Third. Wine - always enjoy a good red but this can fast become habit forming and we are presently on an - alcohol only at weekends - thing. Start drinking a bottle with your meal and before you know it - it's a bottle every night, which is all well and good but gets expensive.

If you do want any tips on container growing or veggie growing - do ask. I might start a gardening tip blog or something for next growing season maybe. Especially if a bunch of like-mindeds wanted to do a group blog.

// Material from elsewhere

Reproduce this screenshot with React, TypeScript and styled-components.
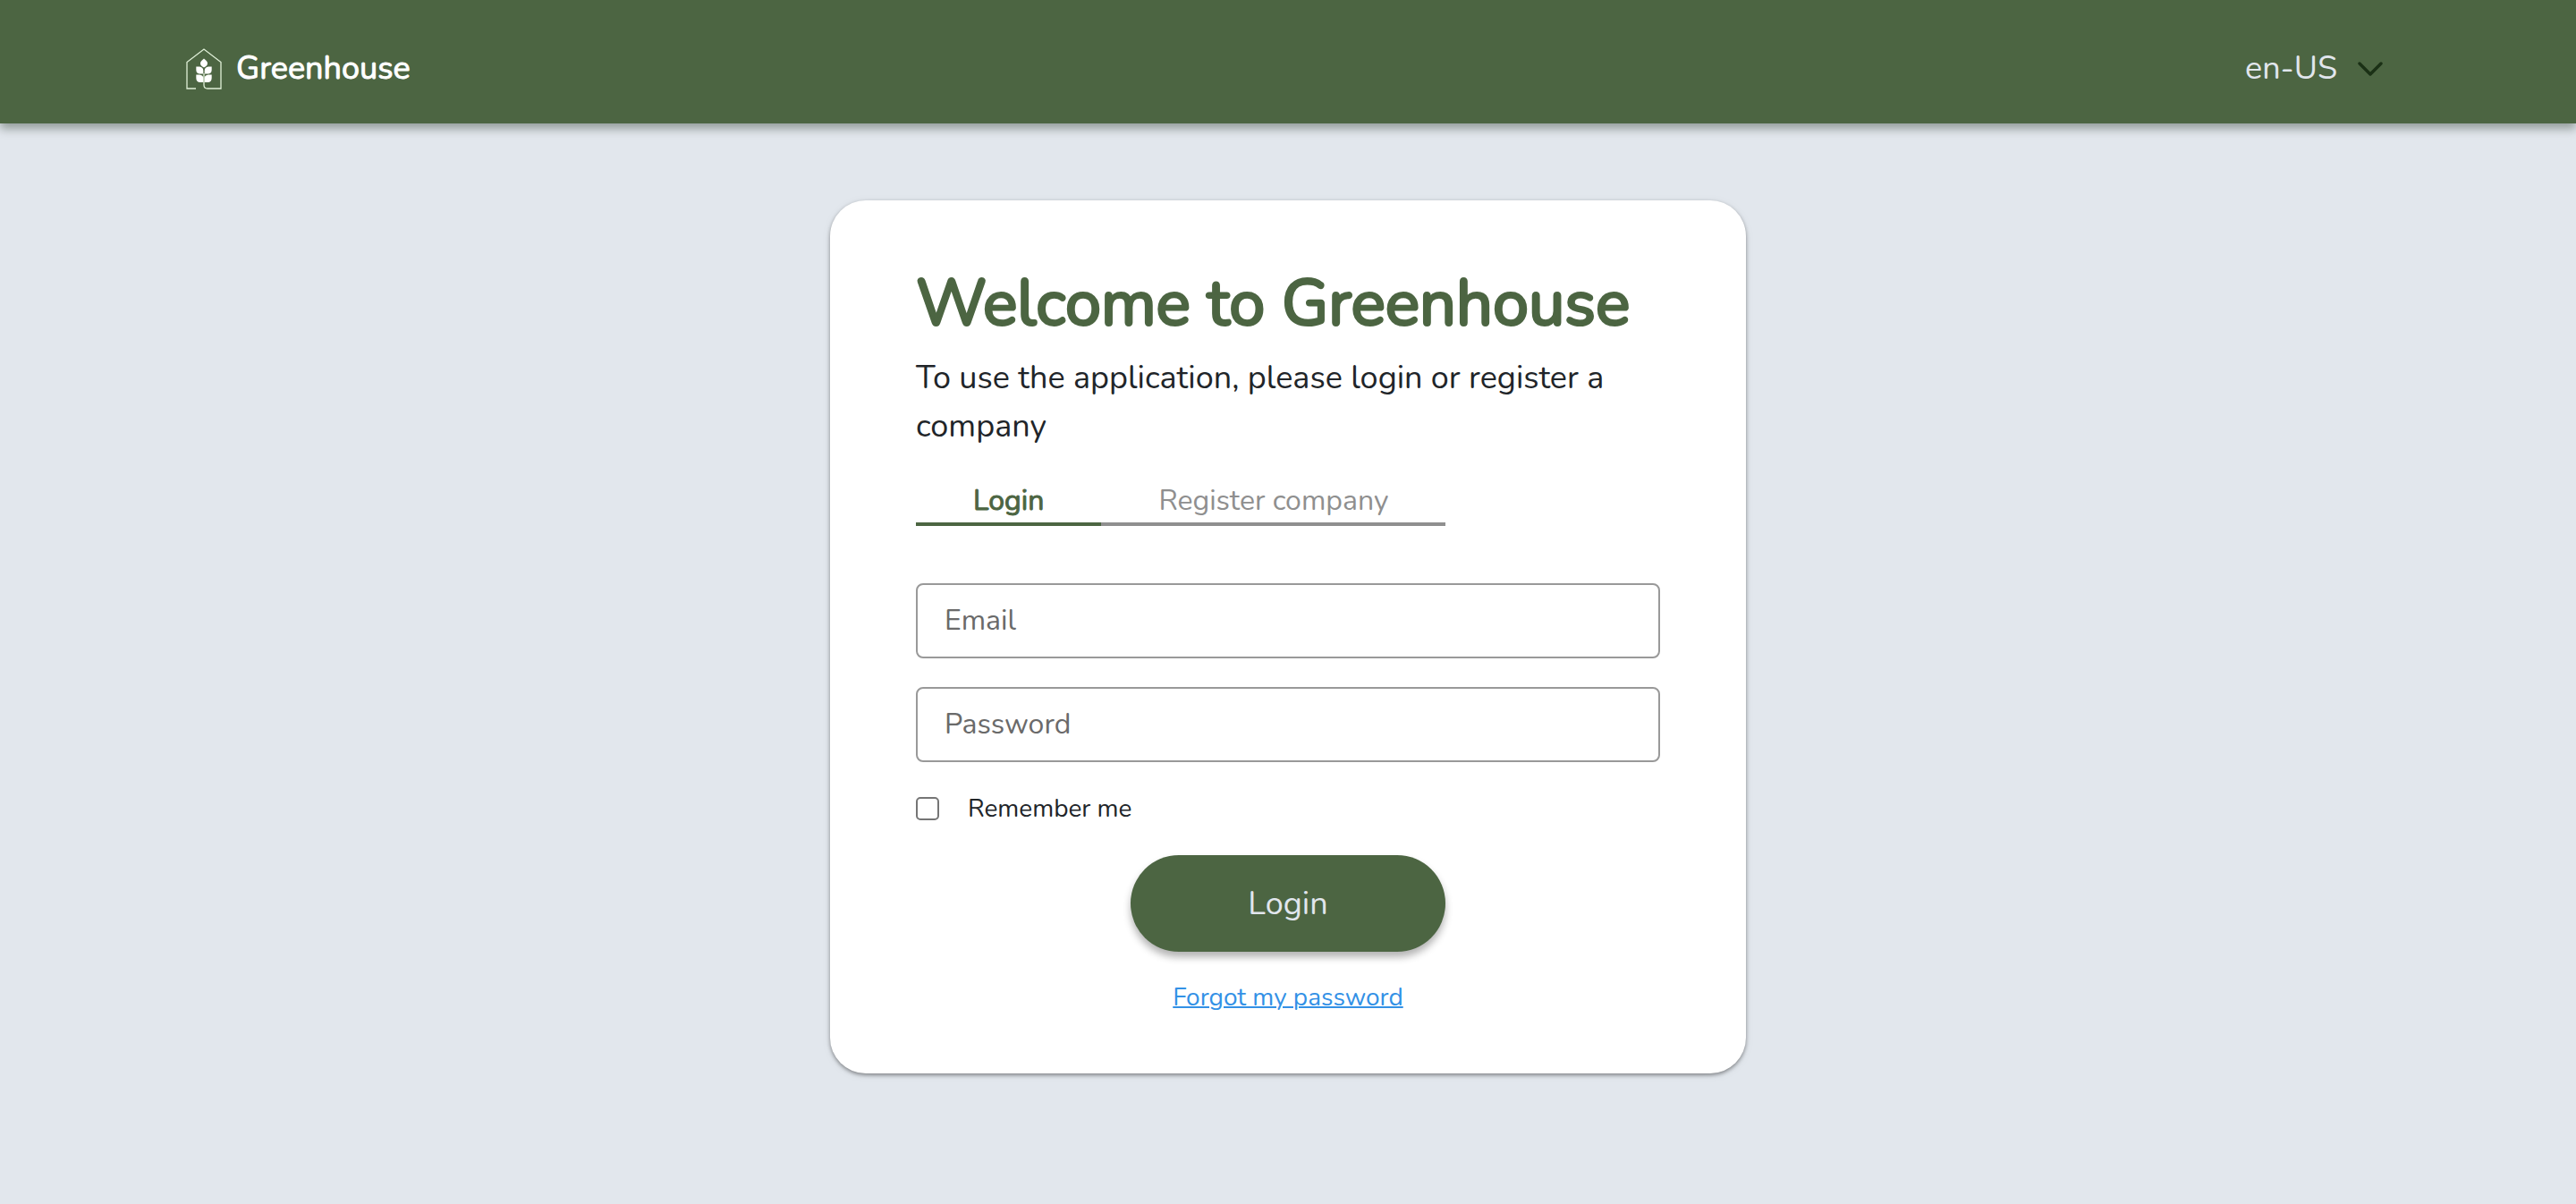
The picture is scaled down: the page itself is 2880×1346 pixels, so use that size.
import React, { useState } from "react";
import styled, { createGlobalStyle } from "styled-components";

const green = "#4c6542";
const fontStack = `"Nunito", "Open Sans", "Noto Sans", sans-serif`;

const GlobalStyle = createGlobalStyle`
  *, *::before, *::after { box-sizing: border-box; }
  body {
    margin: 0;
    background: #e2e7ed;
    color: #212529;
    font-family: ${fontStack};
    font-size: 36px;
  }
  button, input, select { font: inherit; }
`;

const Page = styled.div`
  display: flex;
  flex-direction: column;
  min-height: 100vh;
`;

const Header = styled.header`
  display: flex;
  align-items: center;
  justify-content: space-between;
  padding: 50px 216px 34px 208px;
  background: ${green};
  box-shadow: 0 6px 10px rgba(0, 20, 0, 0.35);
`;

const Brand = styled.a`
  display: flex;
  align-items: center;
  gap: 16px;
  color: #fff;
  line-height: 54px;
  text-decoration: none;
  -webkit-text-stroke: 1px currentColor;
`;

const LanguagePicker = styled.label`
  display: grid;
  align-items: center;
  color: #e1e6ed;

  > * { grid-area: 1 / 1; }
  > svg { justify-self: end; pointer-events: none; }
`;

const LanguageSelect = styled.select`
  appearance: none;
  border: 0;
  padding: 0 50px 0 0;
  background: transparent;
  color: inherit;
  line-height: 54px;
`;

const Main = styled.main`
  display: flex;
  justify-content: center;
  padding: 86px 32px;
`;

const Card = styled.section`
  display: flex;
  flex-direction: column;
  width: 100%;
  max-width: 1024px;
  padding: 72px 96px 64px;
  border-radius: 40px;
  background: #fff;
  box-shadow: 0 2px 4px rgba(0, 0, 0, 0.4), 0 2px 12px rgba(0, 0, 0, 0.06);
`;

const Title = styled.h1`
  margin: 0 0 14px;
  color: ${green};
  font-size: 72px;
  font-weight: 400;
  line-height: 86px;
  -webkit-text-stroke: 3px currentColor;
`;

const Lead = styled.p`
  margin: 0 0 32px;
  line-height: 54px;
`;

const Tabs = styled.div`
  display: flex;
  margin-bottom: 64px;
`;

const Tab = styled.button<{ $active: boolean }>`
  padding: 0 64px;
  border: 0;
  border-bottom: 4px solid ${(p) => (p.$active ? green : "#8f8f8f")};
  background: transparent;
  color: ${(p) => (p.$active ? green : "#8f8f8f")};
  font-size: 32px;
  line-height: 48px;
  -webkit-text-stroke: ${(p) => (p.$active ? "1px" : "0")} currentColor;
`;

const Form = styled.form`
  display: flex;
  flex-direction: column;
`;

const Field = styled.input`
  width: 100%;
  height: 84px;
  margin-bottom: 32px;
  padding: 0 30px 2px;
  border: 2px solid #999;
  border-radius: 8px;
  background: #fff;
  color: inherit;
  font-size: 32px;

  &::placeholder { color: #6a6a6a; opacity: 1; }
`;

const Remember = styled.label`
  display: flex;
  align-items: center;
  align-self: flex-start;
  gap: 32px;
  margin-bottom: 32px;
  font-size: 28px;
  line-height: 40px;
`;

const Checkbox = styled.input`
  appearance: none;
  width: 26px;
  height: 26px;
  margin: 0;
  border: 2px solid #757575;
  border-radius: 5px;
  background: #fff;

  &:checked { background: ${green}; }
`;

const Submit = styled.button`
  align-self: center;
  width: 352px;
  height: 108px;
  margin-bottom: 30px;
  border: 0;
  border-radius: 54px;
  background: ${green};
  color: #e1e6ed;
  box-shadow: 0 6px 8px rgba(0, 0, 0, 0.3);
`;

const ForgotLink = styled.a`
  align-self: center;
  color: #3391e6;
  font-size: 28px;
  line-height: 42px;
  text-decoration-thickness: 2px;
`;

const Logo = () => (
  <svg width="40" height="46" viewBox="0 0 40 46" fill="none" aria-hidden="true">
    <path d="M11 45H1V15.5L20 1L39 15.5V45H24Q20 45 20 41V28" stroke="#e0f0d8" strokeWidth="1.3" />
    <g fill="#fff">
      <path d="M20 11.5C22.5 13.5 24 15 24 17S22.5 20 20 21.5C17.5 20 16 19 16 17S17.5 13.5 20 11.5Z" />
      <path d="M11.3 20.5H15Q19.3 21 19.3 25V28.5H15Q11.3 28 11.3 24Z" />
      <path d="M28.7 20.5H25Q20.7 21 20.7 25V28.5H25Q28.7 28 28.7 24Z" />
      <path d="M11.3 29.5H15Q19.3 30 19.3 33V38H15Q11.3 37.5 11.3 33Z" />
      <path d="M28.7 29.5H25Q20.7 30 20.7 33V38H25Q28.7 37.5 28.7 33Z" />
    </g>
  </svg>
);

const Chevron = () => (
  <svg width="28" height="16" viewBox="0 0 28 16" fill="none" aria-hidden="true">
    <path d="M2 2L14 14L26 2" stroke="#1a3015" strokeWidth="3.4" strokeLinecap="round" strokeLinejoin="round" />
  </svg>
);

const tabNames = ["Login", "Register company"];

export default function App() {
  const [active, setActive] = useState(tabNames[0]);

  return (
    <Page>
      <GlobalStyle />
      <Header>
        <Brand href="#">
          <Logo />
          Greenhouse
        </Brand>
        <LanguagePicker>
          <LanguageSelect aria-label="Language" defaultValue="en-US">
            <option>en-US</option>
          </LanguageSelect>
          <Chevron />
        </LanguagePicker>
      </Header>
      <Main>
        <Card>
          <Title>Welcome to Greenhouse</Title>
          <Lead>To use the application, please login or register a company</Lead>
          <Tabs role="tablist">
            {tabNames.map((name) => (
              <Tab
                key={name}
                type="button"
                role="tab"
                aria-selected={name === active}
                $active={name === active}
                onClick={() => setActive(name)}
              >
                {name}
              </Tab>
            ))}
          </Tabs>
          <Form onSubmit={(e) => e.preventDefault()}>
            <Field type="email" placeholder="Email" aria-label="Email" />
            <Field type="password" placeholder="Password" aria-label="Password" />
            <Remember>
              <Checkbox type="checkbox" />
              Remember me
            </Remember>
            <Submit type="submit">Login</Submit>
            <ForgotLink href="#">Forgot my password</ForgotLink>
          </Form>
        </Card>
      </Main>
    </Page>
  );
}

Like I said before - we live on a farm and we do have the luxury of a lot of land for veggie growing. It's not our farm but we just live here in a two hundred year old house with servants quarters and everything. It's a long story, maybe I'll write about it one day.
If you're ever down our way - come visit. I'll cook you a slap-up.

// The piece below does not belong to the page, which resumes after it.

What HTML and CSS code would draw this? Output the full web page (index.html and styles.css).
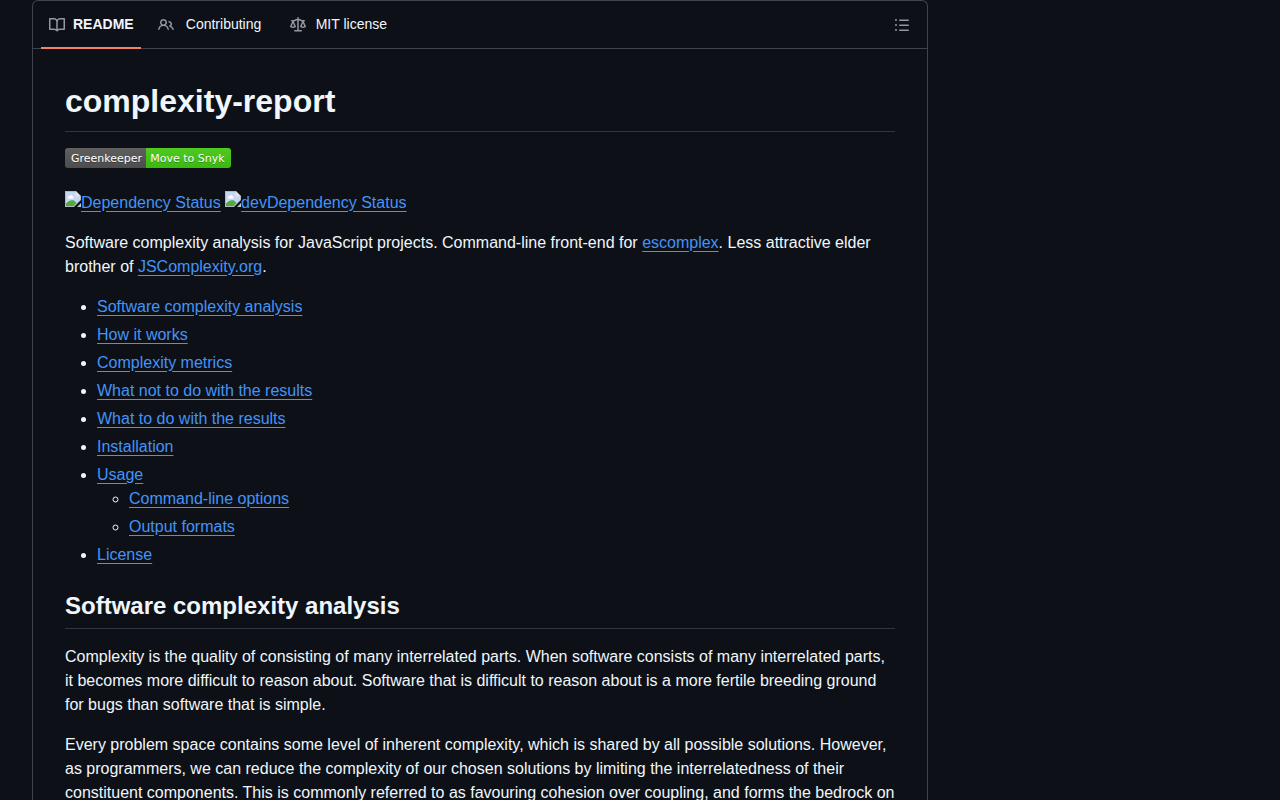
FILE: index.html
```html
<!DOCTYPE html>
<html lang="en">
<head>
<meta charset="utf-8">
<title>complexity-report</title>
<link rel="stylesheet" href="styles.css">
</head>
<body>
<svg width="0" height="0" class="defs">
  <symbol id="broken" viewBox="0 0 16 16">
    <path d="M0 0h11l5 5v4L9 16H0z" fill="#b4b8be"/>
    <path d="M1 1h9.500l4.500 4.500V9L8.500 15H1z" fill="#c6d6f5"/>
    <path d="M10.500 0v5.500H16z" fill="#e2e5e8"/>
    <path d="M3 6.500A1.500 1.500 0 0 1 4.500 5a2 2 0 0 1 3.500 1c1 0 1 1.500 0 1.500H4a1 1 0 0 1-1-1z" fill="#fff"/>
    <path d="M1 15v-2.500c2-2.500 5-4 8-3l2.500 2.500L8.500 15z" fill="#53a93f"/>
    <path d="M16 12v4h-4z" fill="#c3c8cf"/>
  </symbol>
</svg>
<main class="readme">
  <header class="tabs">
    <a class="tab tab-active"><svg class="icon" viewBox="0 0 16 16"><path d="M0 1.750A.75.75 0 0 1 .75 1h4.253c1.227 0 2.317.59 3 1.501A3.743 3.743 0 0 1 11.006 1h4.245a.75.75 0 0 1 .75.75v10.500a.75.75 0 0 1-.75.75h-4.507a2.250 2.250 0 0 0-1.591.659l-.622.621a.75.75 0 0 1-1.060 0l-.622-.621A2.250 2.250 0 0 0 5.258 13H.75a.75.75 0 0 1-.75-.75Zm7.251 10.324.004-5.073-.002-2.253A2.250 2.250 0 0 0 5.003 2.500H1.500v9h3.757a3.750 3.750 0 0 1 1.994.574ZM8.755 4.750l-.004 7.322a3.752 3.752 0 0 1 1.992-.572H14.500v-9h-3.495a2.250 2.250 0 0 0-2.250 2.250Z"/></svg><span>README</span></a>
    <a class="tab tab-contributing"><svg class="icon" viewBox="0 0 16 16"><path d="M2 5.500a3.500 3.500 0 1 1 5.898 2.549 5.508 5.508 0 0 1 3.034 4.084.75.75 0 1 1-1.482.235 4 4 0 0 0-7.900 0 .75.75 0 0 1-1.482-.236A5.507 5.507 0 0 1 3.102 8.050 3.493 3.493 0 0 1 2 5.500ZM11 4a3.001 3.001 0 0 1 2.220 5.018 5.010 5.010 0 0 1 2.560 3.012.749.749 0 0 1-.885.954.752.752 0 0 1-.549-.514 3.507 3.507 0 0 0-2.522-2.372.75.75 0 0 1-.574-.73v-.352a.75.75 0 0 1 .416-.672A1.500 1.500 0 0 0 11 5.500.75.75 0 0 1 11 4Zm-5.500-.5a2 2 0 1 0-.001 3.999A2 2 0 0 0 5.500 3.500Z"/></svg><span>Contributing</span></a>
    <a class="tab tab-license"><svg class="icon" viewBox="0 0 16 16"><path d="M8.750.75V2h.985c.304 0 .603.080.867.231l1.290.736c.038.022.080.033.124.033h2.234a.75.75 0 0 1 0 1.500h-.427l2.111 4.692a.75.75 0 0 1-.154.838l-.53-.53.529.531-.001.002-.002.002-.006.006-.006.005-.010.010-.045.040c-.21.176-.441.327-.686.450C14.556 10.780 13.880 11 13 11a4.498 4.498 0 0 1-2.023-.454 3.544 3.544 0 0 1-.686-.45l-.045-.040-.016-.015-.006-.006-.004-.004v-.001a.75.75 0 0 1-.154-.838L12.178 4.500h-.162c-.305 0-.604-.079-.868-.231l-1.290-.736a.245.245 0 0 0-.124-.033H8.750V13h2.500a.75.75 0 0 1 0 1.500h-6.500a.75.75 0 0 1 0-1.500h2.500V3.500h-.984a.245.245 0 0 0-.124.033l-1.289.737c-.265.150-.564.230-.869.230h-.162l2.112 4.692a.75.75 0 0 1-.154.838l-.53-.53.529.531-.001.002-.002.002-.006.006-.016.015-.045.040c-.21.176-.441.327-.686.450C4.556 10.780 3.880 11 3 11a4.498 4.498 0 0 1-2.023-.454 3.544 3.544 0 0 1-.686-.45l-.045-.040-.016-.015-.006-.006-.004-.004v-.001a.75.75 0 0 1-.154-.838L2.178 4.500H1.750a.75.75 0 0 1 0-1.500h2.234a.249.249 0 0 0 .125-.033l1.288-.737c.265-.15.564-.23.869-.23h.984V.75a.75.75 0 0 1 1.500 0Zm2.945 8.477c.285.135.718.273 1.305.273s1.020-.138 1.305-.273L13 6.327Zm-10 0c.285.135.718.273 1.305.273s1.020-.138 1.305-.273L3 6.327Z"/></svg><span>MIT license</span></a>
    <svg class="icon outline" viewBox="0 0 16 16"><path d="M5.750 2.500h8.500a.75.75 0 0 1 0 1.500h-8.500a.75.75 0 0 1 0-1.500Zm0 5h8.500a.75.75 0 0 1 0 1.500h-8.500a.75.75 0 0 1 0-1.500Zm0 5h8.500a.75.75 0 0 1 0 1.500h-8.500a.75.75 0 0 1 0-1.500ZM2 14a1 1 0 1 1 0-2 1 1 0 0 1 0 2Zm1-6a1 1 0 1 1-2 0 1 1 0 0 1 2 0ZM2 4a1 1 0 1 1 0-2 1 1 0 0 1 0 2Z"/></svg>
  </header>
  <article class="content">
    <h1>complexity-report</h1>
    <p><svg class="badge" width="166" height="20">
      <defs>
        <linearGradient id="shine" x2="0" y2="100%"><stop offset="0" stop-color="#bbb" stop-opacity=".1"/><stop offset="1" stop-opacity=".1"/></linearGradient>
        <clipPath id="round"><rect width="166" height="20" rx="3"/></clipPath>
      </defs>
      <g clip-path="url(#round)"><rect width="81" height="20" fill="#555"/><rect x="81" width="85" height="20" fill="#4c1"/><rect width="166" height="20" fill="url(#shine)"/></g>
      <g class="badge-text"><text x="41.500" y="14">Greenkeeper</text><text x="122.500" y="14">Move to Snyk</text></g>
    </svg></p>
    <p><svg class="broken"><use href="#broken"/></svg><a>Dependency Status</a> <svg class="broken"><use href="#broken"/></svg><a>devDependency Status</a></p>
    <p>Software complexity analysis for JavaScript projects. Command-line front-end for <a>escomplex</a>. Less attractive elder brother of <a>JSComplexity.org</a>.</p>
    <ul>
      <li><a>Software complexity analysis</a></li>
      <li><a>How it works</a></li>
      <li><a>Complexity metrics</a></li>
      <li><a>What not to do with the results</a></li>
      <li><a>What to do with the results</a></li>
      <li><a>Installation</a></li>
      <li><a>Usage</a>
        <ul>
          <li><a>Command-line options</a></li>
          <li><a>Output formats</a></li>
        </ul>
      </li>
      <li><a>License</a></li>
    </ul>
    <h2>Software complexity analysis</h2>
    <p>Complexity is the quality of consisting of many interrelated parts. When software consists of many interrelated parts, it becomes more difficult to reason about. Software that is difficult to reason about is a more fertile breeding ground for bugs than software that is simple.</p>
    <p>Every problem space contains some level of inherent complexity, which is shared by all possible solutions. However, as programmers, we can reduce the complexity of our chosen solutions by limiting the interrelatedness of their constituent components. This is commonly referred to as favouring cohesion over coupling, and forms the bedrock on</p>
  </article>
</main>
</body>
</html>
```

FILE: styles.css
```css
* { box-sizing: border-box; }
html { background: #0d1117; }
body {
  margin: 0;
  height: 800px;
  overflow: hidden;
  background: #0d1117;
  color: #f0f6fc;
  font: 16px/24px "Liberation Sans", Arial, sans-serif;
}
.defs { display: none; }
.readme {
  width: 896px;
  height: 800px;
  margin-left: 32px;
  border: 1px solid #3d444d;
  border-bottom: 0;
  border-radius: 6px 6px 0 0;
}
.tabs {
  display: flex;
  height: 48px;
  padding: 0 17px 0 8px;
  border-bottom: 1px solid #3d444d;
  font-size: 14px;
  line-height: 21px;
}
.icon { width: 16px; height: 16px; fill: #9198a1; flex: none; }
.tab {
  display: flex;
  align-items: center;
  gap: 8px;
  height: 48px;
  padding: 0 8px 1px;
}
.tab-active { width: 100px; font-weight: 600; box-shadow: inset 0 -2px #f78166; }
.tab-contributing { margin-left: 9px; gap: 11.8px; }
.tab-license { margin-left: 12.7px; gap: 9.700px; }
.outline { margin: 16px 0 0 auto; }
.content { padding: 32px 32px 0; }
h1, h2 {
  margin: 0 0 16px;
  font-weight: 600;
  line-height: 1.25;
  padding-bottom: .3em;
  border-bottom: 1px solid #3d444db3;
}
h1 { font-size: 32px; }
h2 { font-size: 24px; margin-top: 24px; }
p { margin: 0 0 16px; }
.content a { color: #4493f8; text-decoration: underline; text-underline-offset: .2rem; }
.content ul { margin: 0 0 16px; padding-left: 32px; }
.content ul ul { margin: 0; }
.content li + li { margin-top: 4px; }
.badge-text {
  fill: #fff;
  font-family: "DejaVu Sans", Verdana, sans-serif;
  font-size: 11px;
  text-anchor: middle;
  text-shadow: 0 1px 0 rgba(1, 1, 1, .3);
}
.broken { width: 16px; height: 16px; vertical-align: 1px; }
```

Friday, September 16, 2005 9:20:00 AM
Anji said...
Wow you are off to a good start! I had to laugh at the lettuce being 'full of life'. I hope you don't mean insects!! Rob and I visited a farmers market when we were in England this summer, we were so disapointed, there only seemed to be homemade cakes. Keep on crunching.
Friday, September 16, 2005 9:40:00 AM
Neutron said...
Yum yum. I remember when I lived in Greece in the 70s rediscovering tomatoes and cucumbers...they had TASTE!! It all came flooding back how things tasted when you could buy them from greengrocers and butchers.
Another memory of childhood popped up too not so long ago when we bought pea pods from an organic farm shop...oh yeah...they come in pods! Not in tins or kids couldn't believe it!
Friday, September 16, 2005 4:27:00 PM
jane said...
What a wonderful experience for the 3 of you. Your son's personality is so adorable, I just want to ((((hug)))) him! How wonderful it is that you & your husband take the time to teach him that knitting technique & make fresh produce interesting for him. He's so impressionable!
Aside from being healthy & sounding delicious, you & hubby are doing what many, many of us parents are often too busy for.
Fresh food tastes so much better than canned or frozen. Can't wait to hear about your next trip.